The Standard increased in circulation from 260,000 to 700,000. It reduced the number of distribution outlets from 9,000 outlets to 400. In October 2009 it stopped charging 50 pence and went free of change and put up ad prices from £6,000 for a page advertisement to £16,000.
The Standard’s solution to declining circulation and losses was was not to go digital, Mullins explained, adding that the approach resulted in a £1 million profit last year.
The Independent was also experiencing a circulation decline and Mullins was tasked with turning it around and growing the audience.
Mullins said experience had showed that "promotions don’t work, advertising doesn’t work, and bulks simply hid the decline".

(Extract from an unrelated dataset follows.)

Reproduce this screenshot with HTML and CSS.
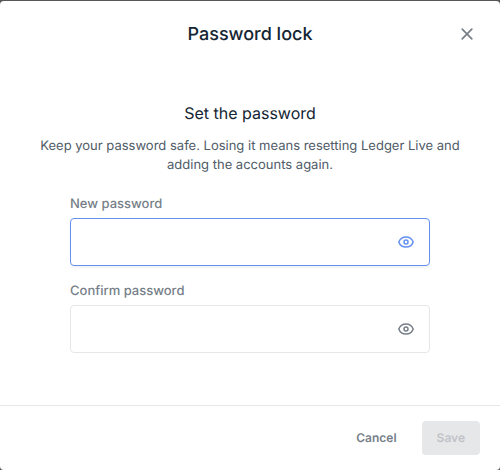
FILE: index.html
```html
<!DOCTYPE html>
<html lang="en">
<head>
<meta charset="utf-8">
<title>Password lock</title>
<link rel="stylesheet" href="styles.css">
</head>
<body>
<main class="modal">
  <header class="header">
    <h1 class="title">Password lock</h1>
    <button class="close" aria-label="Close">
      <svg width="16" height="16" viewBox="0 0 16 16" fill="none" stroke="currentColor" stroke-width="1.7" stroke-linecap="round"><path d="M3.200 3.200l9.600 9.600M12.800 3.200l-9.600 9.600"/></svg>
    </button>
  </header>
  <section class="content">
    <h2 class="subtitle">Set the password</h2>
    <p class="description">Keep your password safe. Losing it means resetting Ledger Live and adding the accounts again.</p>
    <form class="form">
      <div class="field">
        <label class="label" for="new">New password</label>
        <div class="input-box focused">
          <input class="input" id="new" type="password">
          <svg class="eye" width="16" height="16" viewBox="0 0 16 16" fill="none" stroke="currentColor" stroke-width="1.5"><path d="M.8 8C1.900 4.900 4.600 2.900 8 2.900S14.100 4.900 15.200 8C14.100 11.100 11.400 13.100 8 13.100S1.900 11.100.8 8z" stroke-linejoin="round"/><circle cx="8" cy="8" r="2"/></svg>
        </div>
      </div>
      <div class="field">
        <label class="label" for="confirm">Confirm password</label>
        <div class="input-box">
          <input class="input" id="confirm" type="password">
          <svg class="eye" width="16" height="16" viewBox="0 0 16 16" fill="none" stroke="currentColor" stroke-width="1.5"><path d="M.8 8C1.900 4.900 4.600 2.900 8 2.900S14.100 4.900 15.200 8C14.100 11.100 11.400 13.100 8 13.100S1.900 11.100.8 8z" stroke-linejoin="round"/><circle cx="8" cy="8" r="2"/></svg>
        </div>
      </div>
    </form>
  </section>
  <footer class="footer">
    <button class="button">Cancel</button>
    <button class="button save" disabled>Save</button>
  </footer>
</main>
</body>
</html>
```
FILE: styles.css
```css
* { box-sizing: border-box; }
body {
  margin: 0;
  padding-top: 1px;
  height: 470px;
  background: #575757;
  font-family: Inter, sans-serif;
  text-rendering: geometricPrecision;
  overflow: hidden;
}
.modal {
  display: flex;
  flex-direction: column;
  height: 469px;
  background: #fff;
  border-radius: 4px;
}
.header {
  display: grid;
  grid-template-columns: 48px 1fr 48px;
  align-items: center;
  height: 66px;
  padding: 0 9px;
}
.title {
  grid-column: 2;
  margin: 2px 0 0;
  text-align: center;
  font-size: 18px;
  font-weight: 500;
  line-height: 22px;
  color: #142533;
}
.close {
  display: flex;
  justify-content: center;
  padding: 0;
  border: 0;
  background: none;
  color: #767f88;
}
.content {
  flex: 1;
  padding: 35px 30px 0;
  text-align: center;
}
.subtitle {
  margin: 0;
  font-size: 16px;
  font-weight: 400;
  line-height: 22px;
  color: #142533;
}
.description {
  margin: 13px 0 0;
  font-size: 13px;
  line-height: 19px;
  color: #4f5b67;
}
.form {
  display: flex;
  flex-direction: column;
  gap: 17px;
  margin: 21px 40px 0;
  text-align: left;
}
.label {
  display: block;
  margin-bottom: 6px;
  font-size: 13px;
  font-weight: 500;
  line-height: 16px;
  color: #767f88;
}
.input-box {
  display: flex;
  align-items: center;
  height: 48px;
  padding: 0 15px;
  border: 1px solid #e6e7e8;
  border-radius: 4px;
  color: #767f88;
}
.focused {
  border-color: #6490f1;
  color: #6490f1;
  box-shadow: 0 2px 2px rgba(0, 0, 0, .05);
}
.input {
  flex: 1;
  min-width: 0;
  border: 0;
  outline: 0;
  background: none;
}
.footer {
  display: flex;
  justify-content: flex-end;
  align-items: center;
  gap: 10px;
  height: 65px;
  padding: 0 20px;
  border-top: 1px solid #e6e7e8;
}
.button {
  height: 34px;
  padding: 0 15px;
  border: 0;
  border-radius: 4px;
  background: none;
  font: 600 12px/16px Inter, sans-serif;
  color: #767f88;
  text-rendering: inherit;
}
.save {
  background: #e6e7e8;
  color: #bfc3c8;
}
```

The approach was to "find a product people want". Mullins's conclusion was that people wanted "weekday snacking”, a reading experience for the daily commute, the coffee break and lunchtime. He said that people wanted value for money and emotional news. So the team set out to "make people feel savvy and part of a community rather than editorial simply pushing out news".
In October 2010 they launched the i, priced at 20 pence.
Apart from a long feature or opinion piece, news stories are a maximum length of 350 words. Costs are kept low with a team of six editorial people re-subbing the Independent to create the i.
Mullins said that critics believed that people would ditch the Independent in favour of the new i. But consumers are segmented, he explained, and the decline of the Independent has continued at same rate.
Mullins said combined paid-for circulation of the Independent and i is now at around 300,000.
He said before the launch of the i the Independent had a 7 per cent share of the print market. The combined circulation of the Independent and the i is now at 23 per cent of the market, he said.
Following the London Live announcement last week, the Guardian reported that the company has told staff "it intends to make 'radical and transformational' editorial changes", including Independent and London Evening Standard editorial teams to be "wholly or largely located in the same newsroom, with some journalists working across both titles".
Correction: We initially reported that full page ad prices of the Standard went up from £6,000 to £1,600. We missed a 0. The rise was to £16,000.